* [Extracted material]

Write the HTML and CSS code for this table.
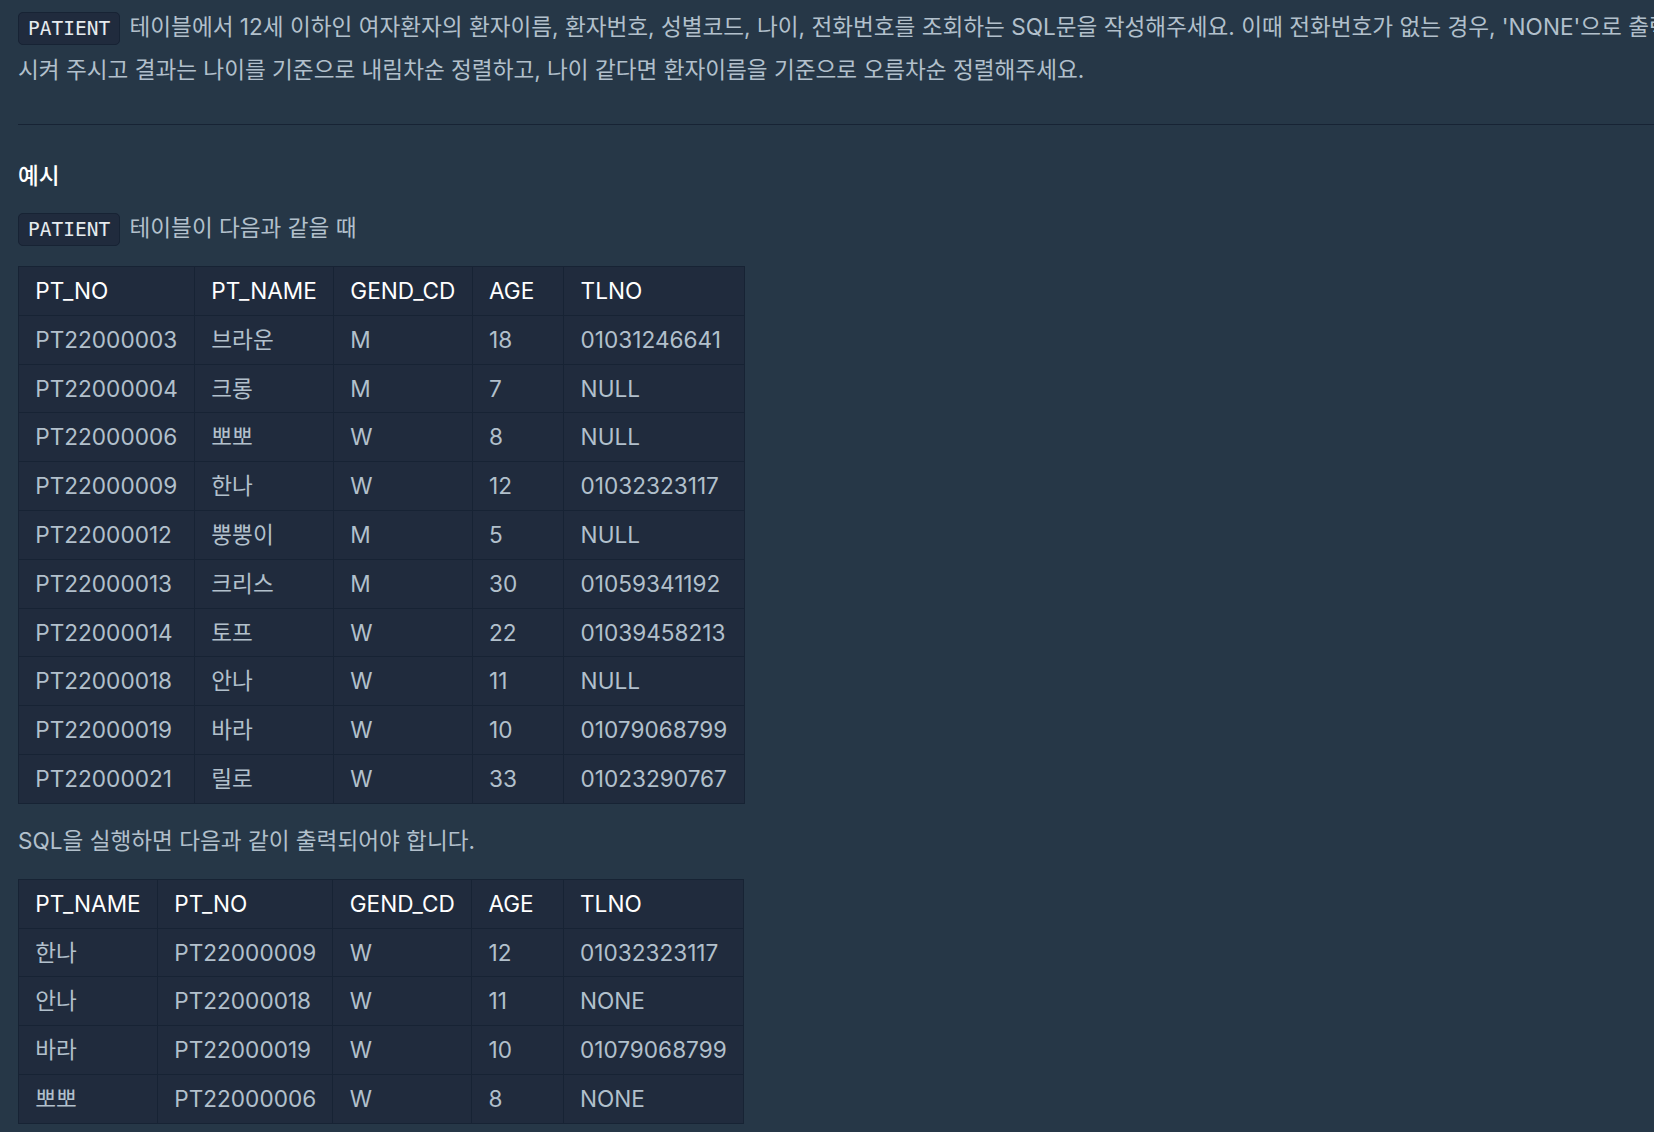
FILE: index.html
```html
<!DOCTYPE html>
<html lang="ko">
<head>
<meta charset="utf-8">
<title>문제 설명</title>
<link rel="stylesheet" href="styles.css">
</head>
<body>
<div class="content">
  <p class="desc"><code>PATIENT</code> 테이블에서 12세 이하인 여자환자의 환자이름, 환자번호, 성별코드, 나이, 전화번호를 조회하는 SQL문을 작성해주세요. 이때 전화번호가 없는 경우, 'NONE'으로 출력<br>시켜 주시고 결과는 나이를 기준으로 내림차순 정렬하고, 나이 같다면 환자이름을 기준으로 오름차순 정렬해주세요.</p>
  <hr class="rule">
  <h5 class="heading">예시</h5>
  <p class="text"><code>PATIENT</code> 테이블이 다음과 같을 때</p>
  <table class="grid">
    <thead>
      <tr><th>PT_NO</th><th>PT_NAME</th><th>GEND_CD</th><th class="age">AGE</th><th>TLNO</th></tr>
    </thead>
    <tbody>
      <tr><td>PT22000003</td><td>브라운</td><td>M</td><td>18</td><td>01031246641</td></tr>
      <tr><td>PT22000004</td><td>크롱</td><td>M</td><td>7</td><td>NULL</td></tr>
      <tr><td>PT22000006</td><td>뽀뽀</td><td>W</td><td>8</td><td>NULL</td></tr>
      <tr><td>PT22000009</td><td>한나</td><td>W</td><td>12</td><td>01032323117</td></tr>
      <tr><td>PT22000012</td><td>뿡뿡이</td><td>M</td><td>5</td><td>NULL</td></tr>
      <tr><td>PT22000013</td><td>크리스</td><td>M</td><td>30</td><td>01059341192</td></tr>
      <tr><td>PT22000014</td><td>토프</td><td>W</td><td>22</td><td>01039458213</td></tr>
      <tr><td>PT22000018</td><td>안나</td><td>W</td><td>11</td><td>NULL</td></tr>
      <tr><td>PT22000019</td><td>바라</td><td>W</td><td>10</td><td>01079068799</td></tr>
      <tr><td>PT22000021</td><td>릴로</td><td>W</td><td>33</td><td>01023290767</td></tr>
    </tbody>
  </table>
  <p class="text text-result">SQL을 실행하면 다음과 같이 출력되어야 합니다.</p>
  <table class="grid">
    <thead>
      <tr><th>PT_NAME</th><th>PT_NO</th><th>GEND_CD</th><th class="age">AGE</th><th>TLNO</th></tr>
    </thead>
    <tbody>
      <tr><td>한나</td><td>PT22000009</td><td>W</td><td>12</td><td>01032323117</td></tr>
      <tr><td>안나</td><td>PT22000018</td><td>W</td><td>11</td><td>NONE</td></tr>
      <tr><td>바라</td><td>PT22000019</td><td>W</td><td>10</td><td>01079068799</td></tr>
      <tr><td>뽀뽀</td><td>PT22000006</td><td>W</td><td>8</td><td>NONE</td></tr>
    </tbody>
  </table>
</div>
</body>
</html>
```

FILE: styles.css
```css
html, body {
  margin: 0;
  padding: 0;
  background: #263747;
  overflow: hidden;
}

body {
  width: 1654px;
  height: 1132px;
  font-family: Inter, "Noto Sans CJK KR", sans-serif;
  font-size: 22.6px;
  color: #b2c0cc;
}

.content {
  padding: 6px 0 0 18px;
  white-space: nowrap;
}

.desc,
.text {
  margin: 0;
  line-height: 41px;
}

.text {
  margin: 0 0 16px;
}

.text-result {
  margin-bottom: 18px;
}

code {
  font-family: "DejaVu Sans Mono", monospace;
  font-size: 19.5px;
  color: #e6ebef;
  background: #202b3d;
  border: 1px solid #172334;
  border-radius: 5px;
  padding: 4px 9px 4px 9px;
  margin-right: 3px;
}

.rule {
  margin: 34px 0 0;
  border: 0;
  border-top: 1px solid #172334;
  height: 0;
}

.heading {
  margin: 30px 0 11px;
  font-size: 22.6px;
  font-weight: 500;
  line-height: 41px;
  color: #ffffff;
}

.grid {
  border-collapse: collapse;
  background: #202b3d;
  margin: 0 0 16px;
}

.grid th,
.grid td {
  border: 1px solid #172334;
  padding: 11px 16.3px;
  line-height: 25.8px;
  text-align: left;
  font-weight: 400;
}

.grid th {
  color: #ffffff;
}

.grid th.age {
  width: 58px;
}
```
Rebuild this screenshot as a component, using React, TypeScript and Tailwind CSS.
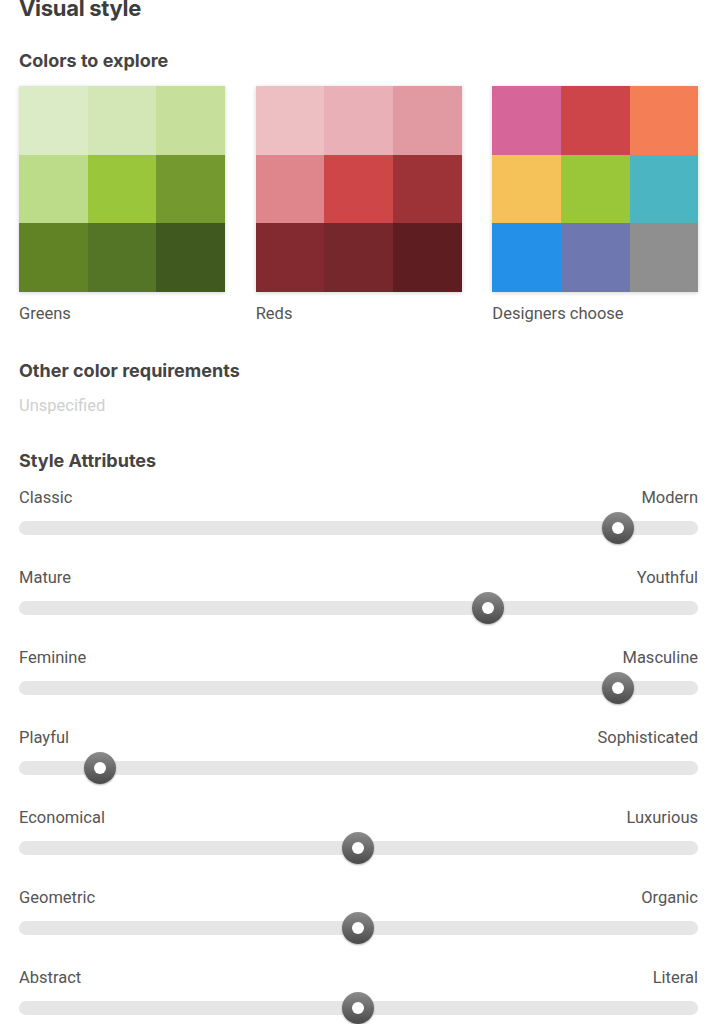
import React from "react";

const palettes = [
  {
    name: "Greens",
    colors: ["#dbebc5", "#d3e6b6", "#c6e09c", "#bcdc8a", "#99c63a", "#74992f", "#618225", "#557526", "#40591e"],
  },
  {
    name: "Reds",
    colors: ["#edbfc3", "#e9b1b7", "#e29aa2", "#de868b", "#cf4649", "#9d3336", "#822a2f", "#75272b", "#5d1d21"],
  },
  {
    name: "Designers choose",
    colors: ["#d66699", "#cd4548", "#f47e56", "#f5c25a", "#9ac63a", "#4bb5c1", "#2590e8", "#6e77b0", "#8f8f8f"],
  },
];

const sliders = [
  { left: "Classic", right: "Modern", value: 599 },
  { left: "Mature", right: "Youthful", value: 469 },
  { left: "Feminine", right: "Masculine", value: 599 },
  { left: "Playful", right: "Sophisticated", value: 81 },
  { left: "Economical", right: "Luxurious", value: 339 },
  { left: "Geometric", right: "Organic", value: 339 },
  { left: "Abstract", right: "Literal", value: 339 },
];

export default function App() {
  return (
    <div className="w-[715px] bg-white pl-[19px] pr-[17px] pb-10 overflow-hidden font-['Roboto',sans-serif]">
      <h1 className="text-[22px] font-bold tracking-[-0.3px] text-[#3d3d3d] leading-[28px] mt-[-6px] font-['Inter',sans-serif]">
        Visual style
      </h1>
      <h2 className="mt-[27px] text-[18px] font-bold text-[#444] leading-[24px] font-['Inter',sans-serif]">
        Colors to explore
      </h2>
      <div className="mt-[13px] grid grid-cols-3 gap-x-[31px]">
        {palettes.map((p) => (
          <div key={p.name}>
            <div className="grid grid-cols-3 w-[206px] h-[206px] shadow-[0_1px_4px_rgba(0,0,0,0.18)]">
              {p.colors.map((c, i) => (
                <div key={i} style={{ backgroundColor: c }} />
              ))}
            </div>
            <div className="mt-[12px] text-[16.5px] text-[#555] leading-[20px]">{p.name}</div>
          </div>
        ))}
      </div>
      <h2 className="mt-[35px] text-[18px] font-bold text-[#444] leading-[24px] font-['Inter',sans-serif]">
        Other color requirements
      </h2>
      <div className="mt-[13px] text-[16.5px] text-[#cfcfcf] leading-[20px]">Unspecified</div>
      <h2 className="mt-[33px] text-[18px] font-bold text-[#444] leading-[24px] font-['Inter',sans-serif]">
        Style Attributes
      </h2>
      <div className="mt-[15px] flex flex-col gap-[33px]">
        {sliders.map((s) => (
          <div key={s.left}>
            <div className="flex justify-between text-[16.5px] text-[#555] leading-[20px]">
              <span>{s.left}</span>
              <span>{s.right}</span>
            </div>
            <div className="relative mt-[13px] h-[14px] rounded-full bg-[#e6e6e6]">
              <div
                className="absolute top-1/2 w-[32px] h-[32px] -translate-x-1/2 -translate-y-1/2 rounded-full bg-gradient-to-b from-[#8c8c8c] to-[#4a4a4a] shadow-[0_1px_2px_rgba(0,0,0,0.3)] flex items-center justify-center"
                style={{ left: `${s.value}px` }}
              >
                <div className="w-[12px] h-[12px] rounded-full bg-white" />
              </div>
            </div>
          </div>
        ))}
      </div>
    </div>
  );
}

* [Goal]
Write out every record above exactly as it stands, but leave out the pictures.

* [Exercise solution]
Write the HTML and CSS code for this table.
FILE: index.html
```html
<!DOCTYPE html>
<html lang="ko">
<head>
<meta charset="utf-8">
<title>문제 설명</title>
<link rel="stylesheet" href="styles.css">
</head>
<body>
<div class="content">
  <p class="desc"><code>PATIENT</code> 테이블에서 12세 이하인 여자환자의 환자이름, 환자번호, 성별코드, 나이, 전화번호를 조회하는 SQL문을 작성해주세요. 이때 전화번호가 없는 경우, 'NONE'으로 출력<br>시켜 주시고 결과는 나이를 기준으로 내림차순 정렬하고, 나이 같다면 환자이름을 기준으로 오름차순 정렬해주세요.</p>
  <hr class="rule">
  <h5 class="heading">예시</h5>
  <p class="text"><code>PATIENT</code> 테이블이 다음과 같을 때</p>
  <table class="grid">
    <thead>
      <tr><th>PT_NO</th><th>PT_NAME</th><th>GEND_CD</th><th class="age">AGE</th><th>TLNO</th></tr>
    </thead>
    <tbody>
      <tr><td>PT22000003</td><td>브라운</td><td>M</td><td>18</td><td>01031246641</td></tr>
      <tr><td>PT22000004</td><td>크롱</td><td>M</td><td>7</td><td>NULL</td></tr>
      <tr><td>PT22000006</td><td>뽀뽀</td><td>W</td><td>8</td><td>NULL</td></tr>
      <tr><td>PT22000009</td><td>한나</td><td>W</td><td>12</td><td>01032323117</td></tr>
      <tr><td>PT22000012</td><td>뿡뿡이</td><td>M</td><td>5</td><td>NULL</td></tr>
      <tr><td>PT22000013</td><td>크리스</td><td>M</td><td>30</td><td>01059341192</td></tr>
      <tr><td>PT22000014</td><td>토프</td><td>W</td><td>22</td><td>01039458213</td></tr>
      <tr><td>PT22000018</td><td>안나</td><td>W</td><td>11</td><td>NULL</td></tr>
      <tr><td>PT22000019</td><td>바라</td><td>W</td><td>10</td><td>01079068799</td></tr>
      <tr><td>PT22000021</td><td>릴로</td><td>W</td><td>33</td><td>01023290767</td></tr>
    </tbody>
  </table>
  <p class="text text-result">SQL을 실행하면 다음과 같이 출력되어야 합니다.</p>
  <table class="grid">
    <thead>
      <tr><th>PT_NAME</th><th>PT_NO</th><th>GEND_CD</th><th class="age">AGE</th><th>TLNO</th></tr>
    </thead>
    <tbody>
      <tr><td>한나</td><td>PT22000009</td><td>W</td><td>12</td><td>01032323117</td></tr>
      <tr><td>안나</td><td>PT22000018</td><td>W</td><td>11</td><td>NONE</td></tr>
      <tr><td>바라</td><td>PT22000019</td><td>W</td><td>10</td><td>01079068799</td></tr>
      <tr><td>뽀뽀</td><td>PT22000006</td><td>W</td><td>8</td><td>NONE</td></tr>
    </tbody>
  </table>
</div>
</body>
</html>
```

FILE: styles.css
```css
html, body {
  margin: 0;
  padding: 0;
  background: #263747;
  overflow: hidden;
}

body {
  width: 1654px;
  height: 1132px;
  font-family: Inter, "Noto Sans CJK KR", sans-serif;
  font-size: 22.6px;
  color: #b2c0cc;
}

.content {
  padding: 6px 0 0 18px;
  white-space: nowrap;
}

.desc,
.text {
  margin: 0;
  line-height: 41px;
}

.text {
  margin: 0 0 16px;
}

.text-result {
  margin-bottom: 18px;
}

code {
  font-family: "DejaVu Sans Mono", monospace;
  font-size: 19.5px;
  color: #e6ebef;
  background: #202b3d;
  border: 1px solid #172334;
  border-radius: 5px;
  padding: 4px 9px 4px 9px;
  margin-right: 3px;
}

.rule {
  margin: 34px 0 0;
  border: 0;
  border-top: 1px solid #172334;
  height: 0;
}

.heading {
  margin: 30px 0 11px;
  font-size: 22.6px;
  font-weight: 500;
  line-height: 41px;
  color: #ffffff;
}

.grid {
  border-collapse: collapse;
  background: #202b3d;
  margin: 0 0 16px;
}

.grid th,
.grid td {
  border: 1px solid #172334;
  padding: 11px 16.3px;
  line-height: 25.8px;
  text-align: left;
  font-weight: 400;
}

.grid th {
  color: #ffffff;
}

.grid th.age {
  width: 58px;
}
```
Rebuild this screenshot as a component, using React, TypeScript and Tailwind CSS.
import React from "react";

const palettes = [
  {
    name: "Greens",
    colors: ["#dbebc5", "#d3e6b6", "#c6e09c", "#bcdc8a", "#99c63a", "#74992f", "#618225", "#557526", "#40591e"],
  },
  {
    name: "Reds",
    colors: ["#edbfc3", "#e9b1b7", "#e29aa2", "#de868b", "#cf4649", "#9d3336", "#822a2f", "#75272b", "#5d1d21"],
  },
  {
    name: "Designers choose",
    colors: ["#d66699", "#cd4548", "#f47e56", "#f5c25a", "#9ac63a", "#4bb5c1", "#2590e8", "#6e77b0", "#8f8f8f"],
  },
];

const sliders = [
  { left: "Classic", right: "Modern", value: 599 },
  { left: "Mature", right: "Youthful", value: 469 },
  { left: "Feminine", right: "Masculine", value: 599 },
  { left: "Playful", right: "Sophisticated", value: 81 },
  { left: "Economical", right: "Luxurious", value: 339 },
  { left: "Geometric", right: "Organic", value: 339 },
  { left: "Abstract", right: "Literal", value: 339 },
];

export default function App() {
  return (
    <div className="w-[715px] bg-white pl-[19px] pr-[17px] pb-10 overflow-hidden font-['Roboto',sans-serif]">
      <h1 className="text-[22px] font-bold tracking-[-0.3px] text-[#3d3d3d] leading-[28px] mt-[-6px] font-['Inter',sans-serif]">
        Visual style
      </h1>
      <h2 className="mt-[27px] text-[18px] font-bold text-[#444] leading-[24px] font-['Inter',sans-serif]">
        Colors to explore
      </h2>
      <div className="mt-[13px] grid grid-cols-3 gap-x-[31px]">
        {palettes.map((p) => (
          <div key={p.name}>
            <div className="grid grid-cols-3 w-[206px] h-[206px] shadow-[0_1px_4px_rgba(0,0,0,0.18)]">
              {p.colors.map((c, i) => (
                <div key={i} style={{ backgroundColor: c }} />
              ))}
            </div>
            <div className="mt-[12px] text-[16.5px] text-[#555] leading-[20px]">{p.name}</div>
          </div>
        ))}
      </div>
      <h2 className="mt-[35px] text-[18px] font-bold text-[#444] leading-[24px] font-['Inter',sans-serif]">
        Other color requirements
      </h2>
      <div className="mt-[13px] text-[16.5px] text-[#cfcfcf] leading-[20px]">Unspecified</div>
      <h2 className="mt-[33px] text-[18px] font-bold text-[#444] leading-[24px] font-['Inter',sans-serif]">
        Style Attributes
      </h2>
      <div className="mt-[15px] flex flex-col gap-[33px]">
        {sliders.map((s) => (
          <div key={s.left}>
            <div className="flex justify-between text-[16.5px] text-[#555] leading-[20px]">
              <span>{s.left}</span>
              <span>{s.right}</span>
            </div>
            <div className="relative mt-[13px] h-[14px] rounded-full bg-[#e6e6e6]">
              <div
                className="absolute top-1/2 w-[32px] h-[32px] -translate-x-1/2 -translate-y-1/2 rounded-full bg-gradient-to-b from-[#8c8c8c] to-[#4a4a4a] shadow-[0_1px_2px_rgba(0,0,0,0.3)] flex items-center justify-center"
                style={{ left: `${s.value}px` }}
              >
                <div className="w-[12px] h-[12px] rounded-full bg-white" />
              </div>
            </div>
          </div>
        ))}
      </div>
    </div>
  );
}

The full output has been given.